Here's the trumped up drama from people involved.

Here's an interview

Here's a restatement of the cliffhanger

Oops the author dropped enough info that I can read the Wikipedia article in 30 seconds. End streaming media.

The amount of "good podcasts" that are ultimately a Wikipedia page drawn out over 20-30 minutes is just ridiculous.

"Good tv" like a good john Oliver show or Frontline is chock full of information, further avenues of research if interested, and dense.

Geewhiz podcasts like these seem like the result of YouTube algorithmic game theory result rather than an improvement to the access and organization of info that Wikipedia represented.

I'm cranky this morning, sorry


That's not modern, that's been media since time immemorial. Geraldo spent 2 hours talking about what could be in Al Capone's vault only for them to finally open it up and it was empty. Magazines would print stories in serial format so you had to buy the next issue.
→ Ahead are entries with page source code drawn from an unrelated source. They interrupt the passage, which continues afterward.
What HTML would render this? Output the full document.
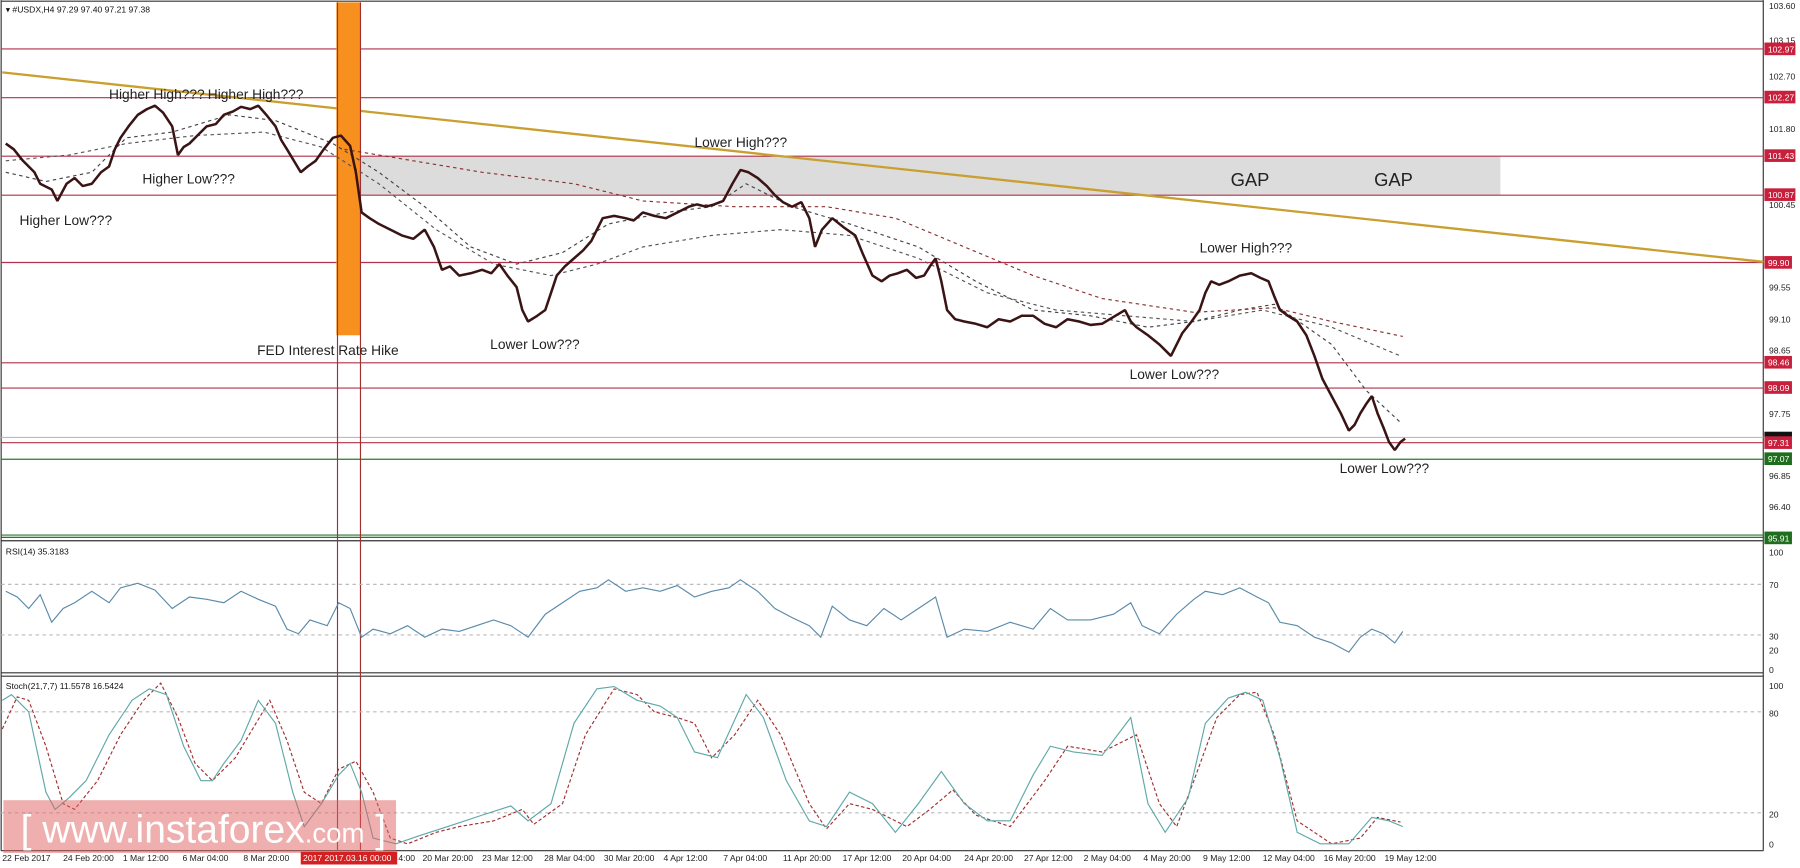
<!DOCTYPE html>
<html><head><meta charset="utf-8"><style>
html,body{margin:0;padding:0;background:#fff;width:1800px;height:868px;overflow:hidden}
svg{display:block}
text{font-family:"Liberation Sans",sans-serif}
</style></head><body>
<svg width="1800" height="868" viewBox="0 0 1568 756" xmlns="http://www.w3.org/2000/svg">
<rect width="1568" height="756" fill="#fff"/>
<g stroke="#333" stroke-width="1" fill="none">
<line x1="1536" y1="0" x2="1536" y2="741"/>
<line x1="1" y1="0" x2="1" y2="741"/>
<line x1="1" y1="741" x2="1536" y2="741"/>
<line x1="1" y1="1" x2="1536" y2="1"/>
</g>
<line x1="1" y1="468" x2="1536" y2="468" stroke="#1a5a1a" stroke-width="1"/>
<line x1="1" y1="471" x2="1536" y2="471" stroke="#333"/>
<line x1="1" y1="586" x2="1536" y2="586" stroke="#333"/>
<line x1="1" y1="589" x2="1536" y2="589" stroke="#333"/>

<rect x="314" y="136" width="993" height="34" fill="#dcdcdc"/>
<g stroke="#b0324a" stroke-width="1">
<line x1="1" y1="42.6" x2="1536" y2="42.6"/>
<line x1="1" y1="85" x2="1536" y2="85"/>
<line x1="1" y1="136" x2="1536" y2="136"/>
<line x1="1" y1="170" x2="1536" y2="170"/>
<line x1="1" y1="228.6" x2="1536" y2="228.6"/>
<line x1="1" y1="316" x2="1536" y2="316"/>
<line x1="1" y1="338" x2="1536" y2="338"/>
<line x1="1" y1="385.6" x2="1536" y2="385.6"/>
</g>
<line x1="1" y1="381" x2="1536" y2="381" stroke="#bbb"/>
<line x1="1" y1="400" x2="1536" y2="400" stroke="#2a7a2a"/>
<line x1="1" y1="466" x2="1536" y2="466" stroke="#2a7a2a"/>
<line x1="2" y1="63" x2="1536" y2="228" stroke="#c9a030" stroke-width="2"/>
<rect x="293" y="2" width="21" height="290" fill="#f7901e"/>
<g stroke="#a03030" stroke-width="1">
<line x1="294" y1="2" x2="294" y2="741"/>
<line x1="314" y1="2" x2="314" y2="741"/>
</g>
<g fill="none" stroke-dasharray="3,3" stroke-width="1">
<polyline stroke="#444" points="5,150 40,158 80,150 110,120 150,115 200,100 240,105 290,125 330,150 370,180 410,215 450,230 490,220 530,195 580,185 620,180 650,160 690,180 740,195 800,215 850,245 900,270 950,275 1000,285 1040,280 1080,270 1110,265 1160,300 1190,340 1220,368"/>
<polyline stroke="#555" points="5,140 60,135 110,125 170,118 230,115 280,128 330,160 380,200 430,230 480,240 520,230 560,215 620,205 680,200 740,205 800,225 860,255 920,270 980,275 1040,280 1100,270 1160,285 1220,310"/>
<polyline stroke="#8a3030" points="300,130 360,140 420,150 500,160 560,175 640,180 720,180 780,190 840,215 900,240 960,260 1040,272 1110,268 1160,280 1222,293"/>
</g>
<polyline fill="none" stroke="#3a1414" stroke-width="2.2" stroke-linejoin="bevel" points="5,125 12,130 20,140 30,150 35,160 45,165 50,175 58,160 65,155 72,162 80,160 88,150 95,145 100,130 105,120 112,110 120,100 128,95 135,92 142,98 150,110 155,135 160,128 165,125 172,118 180,110 188,108 195,100 203,97 210,93 218,95 225,92 232,100 240,110 245,122 250,130 256,140 262,150 268,145 275,140 282,130 290,120 297,118 305,127 310,150 315,185 322,190 330,195 340,200 350,205 360,208 370,200 378,215 385,235 392,232 400,240 410,238 420,235 428,238 435,230 442,240 450,250 455,270 460,280 468,275 475,270 480,255 485,240 492,232 500,225 508,218 515,210 520,200 525,190 535,188 545,190 552,192 560,185 570,188 580,190 590,185 600,180 607,178 615,180 622,178 630,175 638,160 645,148 652,150 660,155 668,162 675,170 682,176 690,180 698,176 705,190 708,205 710,215 716,200 725,190 735,198 745,205 752,222 760,240 768,245 775,240 782,238 790,235 798,242 805,240 810,232 815,225 820,245 825,270 832,278 840,280 850,282 860,285 870,278 880,280 890,275 900,275 910,282 920,285 930,278 940,280 950,283 960,282 970,276 980,270 985,280 990,285 1000,292 1010,300 1015,305 1020,310 1025,300 1030,290 1038,280 1045,270 1050,255 1055,245 1062,248 1070,245 1080,240 1090,238 1098,242 1105,245 1110,258 1115,270 1122,275 1130,280 1138,292 1145,310 1152,330 1160,345 1168,360 1175,375 1180,370 1185,360 1190,352 1195,345 1200,360 1205,372 1210,385 1215,392 1220,385 1224,382"/>

<g font-size="12" fill="#222">
<text x="95" y="86">Higher High???</text>
<text x="181" y="86">Higher High???</text>
<text x="124" y="160">Higher Low???</text>
<text x="17" y="196">Higher Low???</text>
<text x="605" y="128">Lower High???</text>
<text x="1045" y="220">Lower High???</text>
<text x="427" y="304">Lower Low???</text>
<text x="984" y="330">Lower Low???</text>
<text x="1167" y="412">Lower Low???</text>
<text x="224" y="309">FED Interest Rate Hike</text>
</g>
<g font-size="16" fill="#222">
<text x="1072" y="162">GAP</text>
<text x="1197" y="162">GAP</text>
</g>
<text x="5" y="11" font-size="7.5" fill="#111">▾ #USDX,H4  97.29 97.40 97.21 97.38</text>

<g font-size="7.5" fill="#222">
<text x="1541" y="8">103.60</text>
<text x="1541" y="38">103.15</text>
<text x="1541" y="69">102.70</text>
<text x="1541" y="115">101.80</text>
<text x="1541" y="181">100.45</text>
<text x="1541" y="253">99.55</text>
<text x="1541" y="281">99.10</text>
<text x="1541" y="308">98.65</text>
<text x="1541" y="363">97.75</text>
<text x="1541" y="417">96.85</text>
<text x="1541" y="444">96.40</text>
<text x="1541" y="484">100</text>
<text x="1541" y="512">70</text>
<text x="1541" y="557">30</text>
<text x="1541" y="569">20</text>
<text x="1541" y="586">0</text>
<text x="1541" y="600">100</text>
<text x="1541" y="624">80</text>
<text x="1541" y="712">20</text>
<text x="1541" y="738">0</text>
</g>
<g font-size="7.5" fill="#fff">
<rect x="1537" y="37" width="27" height="11" fill="#c8203c"/><text x="1540" y="45.5">102.97</text>
<rect x="1537" y="79" width="27" height="11" fill="#c8203c"/><text x="1540" y="87.5">102.27</text>
<rect x="1537" y="130" width="27" height="11" fill="#c8203c"/><text x="1540" y="138.5">101.43</text>
<rect x="1537" y="164" width="27" height="11" fill="#c8203c"/><text x="1540" y="172.5">100.87</text>
<rect x="1537" y="223" width="24" height="11" fill="#c8203c"/><text x="1540" y="231.5">99.90</text>
<rect x="1537" y="310" width="24" height="11" fill="#c8203c"/><text x="1540" y="318.5">98.46</text>
<rect x="1537" y="332" width="24" height="11" fill="#c8203c"/><text x="1540" y="340.5">98.09</text>
<rect x="1537" y="376" width="24" height="6" fill="#111"/>
<rect x="1537" y="380" width="24" height="11" fill="#c8203c"/><text x="1540" y="388.5">97.31</text>
<rect x="1537" y="394" width="24" height="11" fill="#1e6e1e"/><text x="1540" y="402.5">97.07</text>
<rect x="1537" y="463" width="24" height="11" fill="#1e6e1e"/><text x="1540" y="471.5">95.91</text>
</g>

<g stroke="#bbb" stroke-dasharray="3,3"><line x1="1" y1="509" x2="1536" y2="509"/><line x1="1" y1="553" x2="1536" y2="553"/></g>
<text x="5" y="483" font-size="7.5" fill="#111">RSI(14) 35.3183</text>
<polyline fill="none" stroke="#5a8aaa" stroke-width="1" points="5,515 15,520 25,530 35,518 45,542 55,530 65,525 80,515 95,525 105,512 120,508 135,514 150,530 165,520 180,522 195,525 210,515 225,522 240,528 250,548 260,552 270,540 285,545 295,525 305,530 315,555 325,548 340,552 355,545 370,555 385,548 400,550 415,545 430,540 445,545 460,555 475,535 490,525 505,515 520,512 530,505 545,515 560,512 575,515 590,510 605,520 620,515 635,512 645,505 660,515 675,530 690,538 705,545 715,555 725,528 740,540 755,545 770,530 785,540 800,530 815,520 825,555 840,548 860,550 880,542 900,548 915,530 930,540 950,540 970,535 985,525 995,545 1010,552 1025,535 1040,522 1050,515 1065,518 1080,512 1095,520 1105,525 1115,542 1130,545 1145,555 1160,560 1175,568 1185,555 1195,548 1205,552 1215,560 1222,550"/>

<g stroke="#bbb" stroke-dasharray="3,3"><line x1="1" y1="620" x2="1536" y2="620"/><line x1="1" y1="708" x2="1536" y2="708"/></g>
<text x="5" y="600" font-size="7.5" fill="#111">Stoch(21,7,7) 11.5578 16.5424</text>
<polyline fill="none" stroke="#a03030" stroke-dasharray="3,2" points="2,635 15,607 25,610 40,650 55,700 65,705 85,680 105,640 125,610 140,595 155,625 170,665 185,680 205,660 220,635 235,610 250,645 265,690 280,700 295,670 310,663 325,690 340,730 355,735 380,725 400,720 430,715 455,705 465,718 490,700 510,640 535,600 555,605 570,620 590,625 605,630 620,660 640,640 660,610 680,640 705,700 720,722 740,700 760,705 790,720 810,705 830,688 850,710 880,720 910,680 930,650 960,655 990,640 1010,700 1025,720 1040,680 1060,625 1080,605 1095,603 1110,640 1130,715 1160,735 1185,730 1200,712 1220,716"/>
<polyline fill="none" stroke="#5fa8a8" stroke-width="1" points="2,610 10,605 25,620 40,690 48,705 60,695 75,680 95,640 115,610 130,600 145,605 160,650 175,680 185,680 195,665 210,645 225,610 240,630 255,690 265,720 280,700 295,675 305,665 315,690 325,730 345,735 365,728 390,720 420,710 445,702 460,715 480,700 500,630 520,600 535,598 555,610 575,615 590,625 605,655 625,660 650,605 665,625 685,680 705,715 720,720 740,690 760,700 780,725 800,700 820,672 840,700 860,715 880,715 900,675 915,650 935,655 960,658 985,625 1000,700 1015,725 1035,695 1050,630 1070,608 1085,603 1100,610 1115,660 1130,725 1150,735 1175,735 1195,712 1210,715 1222,720"/>

<rect x="3" y="697" width="342" height="46" fill="#e06060" fill-opacity="0.5"/>
<text x="18" y="734" font-size="34" fill="#fff">[ www.instaforex<tspan font-size="24">.com</tspan> ]</text>

<rect x="262" y="742" width="84" height="11" fill="#d42020"/>
<g font-size="7.5" fill="#222">
<text x="2" y="750">22 Feb 2017</text>
<text x="55" y="750">24 Feb 20:00</text>
<text x="107" y="750">1 Mar 12:00</text>
<text x="159" y="750">6 Mar 04:00</text>
<text x="212" y="750">8 Mar 20:00</text>
<text x="264" y="750" fill="#fff">2017 2017.03.16 00:00</text>
<text x="347" y="750">4:00</text>
<text x="368" y="750">20 Mar 20:00</text>
<text x="420" y="750">23 Mar 12:00</text>
<text x="474" y="750">28 Mar 04:00</text>
<text x="526" y="750">30 Mar 20:00</text>
<text x="578" y="750">4 Apr 12:00</text>
<text x="630" y="750">7 Apr 04:00</text>
<text x="682" y="750">11 Apr 20:00</text>
<text x="734" y="750">17 Apr 12:00</text>
<text x="786" y="750">20 Apr 04:00</text>
<text x="840" y="750">24 Apr 20:00</text>
<text x="892" y="750">27 Apr 12:00</text>
<text x="944" y="750">2 May 04:00</text>
<text x="996" y="750">4 May 20:00</text>
<text x="1048" y="750">9 May 12:00</text>
<text x="1100" y="750">12 May 04:00</text>
<text x="1153" y="750">16 May 20:00</text>
<text x="1206" y="750">19 May 12:00</text>
</g>
</svg>
</body></html>
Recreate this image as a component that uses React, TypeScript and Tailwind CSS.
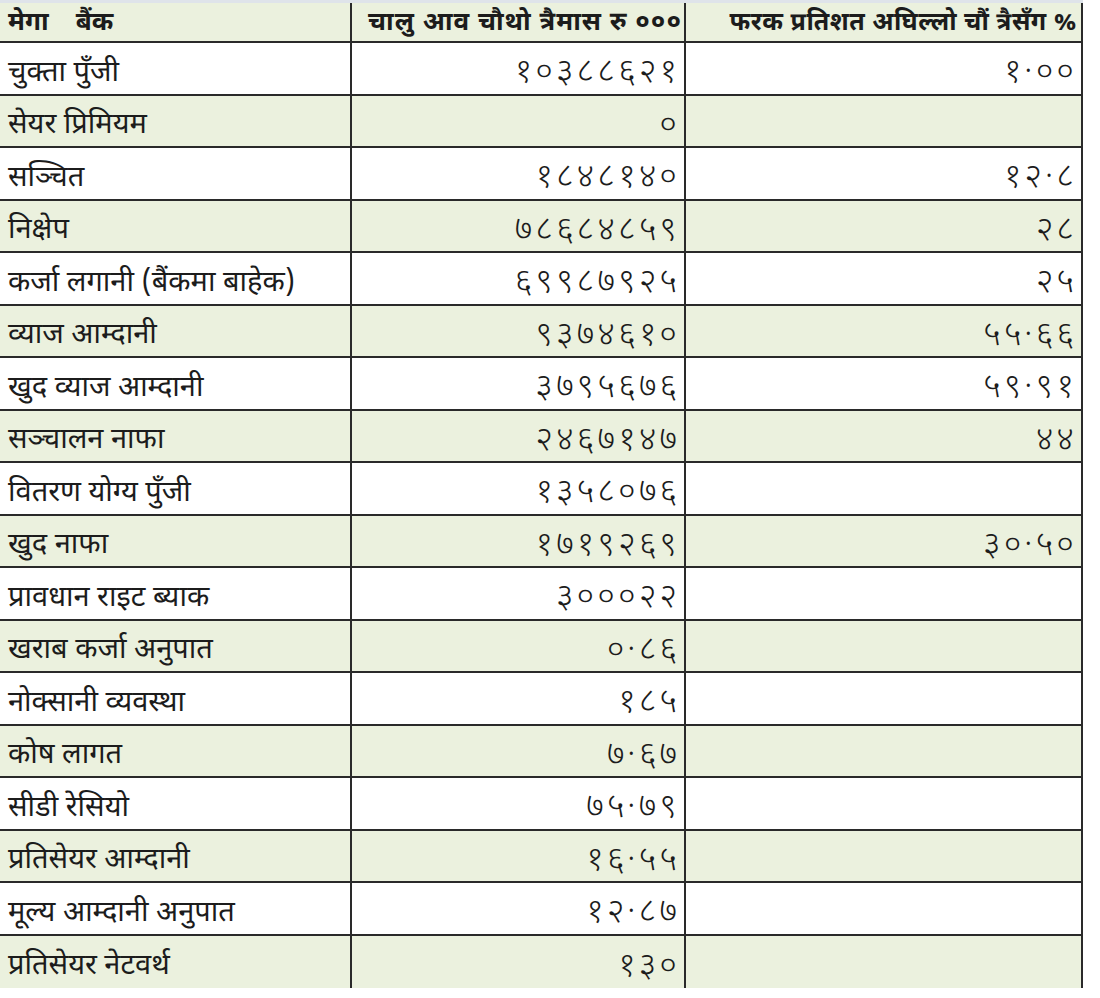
const rows: [string, string, string][] = [
  ["चुक्ता पुँजी", "१०३८८६२१", "१·००"],
  ["सेयर प्रिमियम", "०", ""],
  ["सञ्चित", "१८४८१४०", "१२·८"],
  ["निक्षेप", "७८६८४८५९", "२८"],
  ["कर्जा लगानी (बैंकमा बाहेक)", "६९९८७९२५", "२५"],
  ["व्याज आम्दानी", "९३७४६१०", "५५·६६"],
  ["खुद व्याज आम्दानी", "३७९५६७६", "५९·९१"],
  ["सञ्चालन नाफा", "२४६७१४७", "४४"],
  ["वितरण योग्य पुँजी", "१३५८०७६", ""],
  ["खुद नाफा", "१७१९२६९", "३०·५०"],
  ["प्रावधान राइट ब्याक", "३०००२२", ""],
  ["खराब कर्जा अनुपात", "०·८६", ""],
  ["नोक्सानी व्यवस्था", "१८५", ""],
  ["कोष लागत", "७·६७", ""],
  ["सीडी रेसियो", "७५·७९", ""],
  ["प्रतिसेयर आम्दानी", "१६·५५", ""],
  ["मूल्य आम्दानी अनुपात", "१२·८७", ""],
  ["प्रतिसेयर नेटवर्थ", "१३०", ""],
];

export default function App() {
  return (
    <div className="min-h-[998px] w-[1100px] bg-white font-['Noto_Sans_Devanagari','Noto_Sans',sans-serif] text-[#1c1c1c]">
      <div className="h-[3px] w-[1083px] bg-[#dfe4ea]" />
      <div className="grid w-[1083px] grid-cols-[352px_334px_397px]">
        <div className="flex h-[40px] items-center border-b-2 border-r-2 border-[#2a2a2a] bg-[#ebf1de] pl-2 pt-1 text-[26px] leading-none font-bold">
          मेगा&nbsp;&nbsp;&nbsp; बैंक
        </div>
        <div className="flex h-[40px] items-center justify-end overflow-hidden whitespace-nowrap border-b-2 border-r-2 border-[#2a2a2a] bg-[#ebf1de] pr-0.5 pt-1 text-[26px] leading-none font-bold tracking-[1px]">
          चालु आव चौथो त्रैमास रु ०००
        </div>
        <div className="flex h-[40px] items-center justify-end whitespace-nowrap border-b-2 border-r-2 border-[#2a2a2a] bg-[#ebf1de] pr-1 pt-1 text-[25px] leading-none font-bold tracking-[0.5px]">
          फरक प्रतिशत अघिल्लो चौं त्रैसँग %
        </div>

        {rows.map(([label, value, change], i) => {
          const bg = i % 2 === 0 ? "bg-white" : "bg-[#ebf1de]";
          const last = i === rows.length - 1;
          return (
            <div key={label} className="contents">
              <div
                className={`flex h-[52.5px] items-center pl-2 pt-3 text-[29px] leading-none ${bg} border-r-2 border-[#2a2a2a] ${last ? "" : "border-b-2"}`}
              >
                {label}
              </div>
              <div
                className={`flex h-[52.5px] items-center justify-end pr-1 pt-3 text-[34px] leading-none font-light tracking-[3px] ${bg} border-r-2 border-[#2a2a2a] ${last ? "" : "border-b-2"}`}
              >
                {value}
              </div>
              <div
                className={`flex h-[52.5px] items-center justify-end pr-1 pt-3 text-[34px] leading-none font-light tracking-[3px] ${bg} border-r-2 border-[#2a2a2a] ${last ? "" : "border-b-2"}`}
              >
                {change}
              </div>
            </div>
          );
        })}
      </div>
    </div>
  );
}
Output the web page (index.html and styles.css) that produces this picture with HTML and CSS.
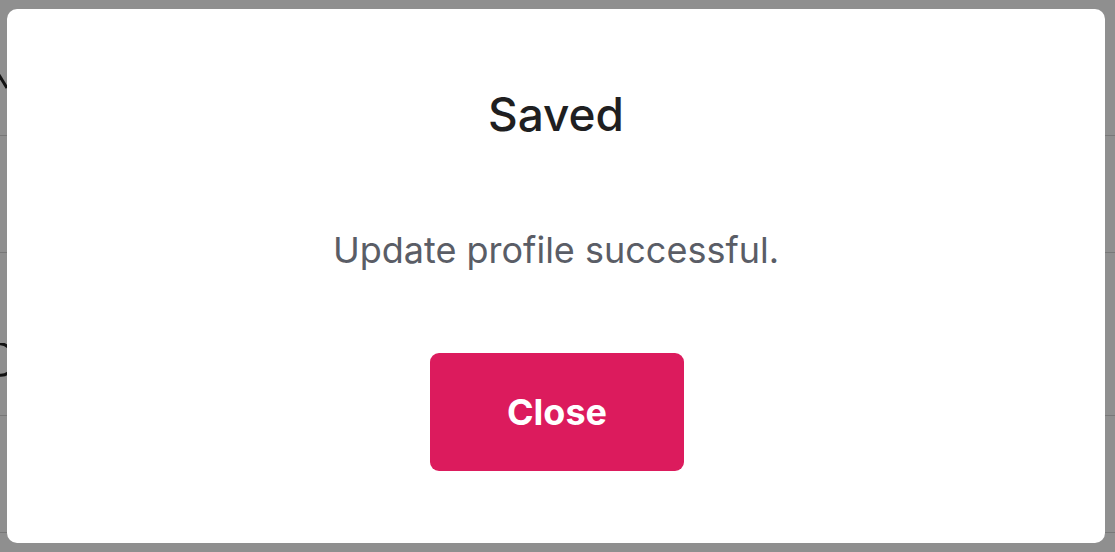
FILE: index.html
```html
<!DOCTYPE html>
<html>
<head>
<meta charset="utf-8">
<link rel="stylesheet" href="styles.css">
</head>
<body>
<div class="page">
  <div class="row r1"><svg class="glyph g1" width="20" height="40" viewBox="0 0 20 40"><path d="M-4 4 L7 22" stroke="#222" stroke-width="3" fill="none"/></svg></div>
  <div class="row r2"></div>
  <div class="row r3"><svg class="glyph g2" width="20" height="50" viewBox="0 0 20 50"><path d="M-2 1 Q4 0 8 4 M8 30 Q4 33 -2 32" stroke="#222" stroke-width="3" fill="none"/></svg></div>
  <div class="row r4"></div>
  <div class="row r5"></div>
</div>
<div class="overlay"></div>
<div class="modal">
  <h1 class="title">Saved</h1>
  <p class="message">Update profile successful.</p>
  <button class="close-btn">Close</button>
</div>
</body>
</html>
```

FILE: styles.css
```css
html, body {
  margin: 0;
  padding: 0;
  width: 1115px;
  height: 552px;
  overflow: hidden;
  background: #fff;
  font-family: Inter, "Noto Sans", sans-serif;
}
.page {
  display: flex;
  flex-direction: column;
}
.row {
  border-bottom: 1px solid #d6d6d6;
  position: relative;
}
.r1 { height: 135px; }
.r2 { height: 116px; }
.r3 { height: 162px; }
.r4 { height: 116px; }
.r5 { height: 40px; border-bottom: none; }
.glyph { position: absolute; left: 0; }
.g1 { top: 66px; }
.g2 { top: 90px; }
.overlay {
  position: absolute;
  inset: 0;
  background: rgba(0, 0, 0, 0.44);
}
.modal {
  position: absolute;
  left: 7px;
  top: 9px;
  width: 1098px;
  height: 534px;
  box-sizing: border-box;
  background: #fff;
  border-radius: 10px;
  display: flex;
  flex-direction: column;
  align-items: center;
  padding-top: 81px;
}
.title {
  margin: 0;
  font-size: 46px;
  line-height: 48px;
  font-weight: 500;
  color: #1f1f21;
}
.message {
  margin: 92px 0 0;
  font-size: 36px;
  line-height: 40px;
  color: #5a5d66;
}
.close-btn {
  margin-top: 83px;
  margin-left: 2px;
  width: 254px;
  height: 118px;
  border: none;
  border-radius: 9px;
  background: #dc1b5d;
  color: #fff;
  font-family: Inter, "Noto Sans", sans-serif;
  font-size: 36px;
  font-weight: 700;
  padding: 0;
}
```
Writing and structuring to fit the length you want/need has been the norm for a century or two at least before social media came about. Hell, there's evidence that Shakespeare padded out a couple of his plays to fit the 4-pages per folio printing techniques of the time so that there weren't blank pages at the end.


Geraldo’s vault! Haven’t thought about that in a good while…


Or the camera in the great pyramid…3 hours of opening a door, entering a tunnel only to find another door.


Veritasium is much better than Shakespeare. If you dropped his videos 500 years ago it would have caused a minor revolution.


This is the same reason I can't watch Dateline, where telling the story linearly and with just the facts would actually take about 3 minutes.


> "Good tv" like a good john Oliver show or Frontline is chock full of information, further avenues of research if interested, and dense.

I have seen John Oliver state errors or misrepresent data/leave out information in favor of the comedy/supporting a particular viewpoint. A good HN thread with people knowledgeable about the subject or in the field about a John Oliver episode will usually be full of more information.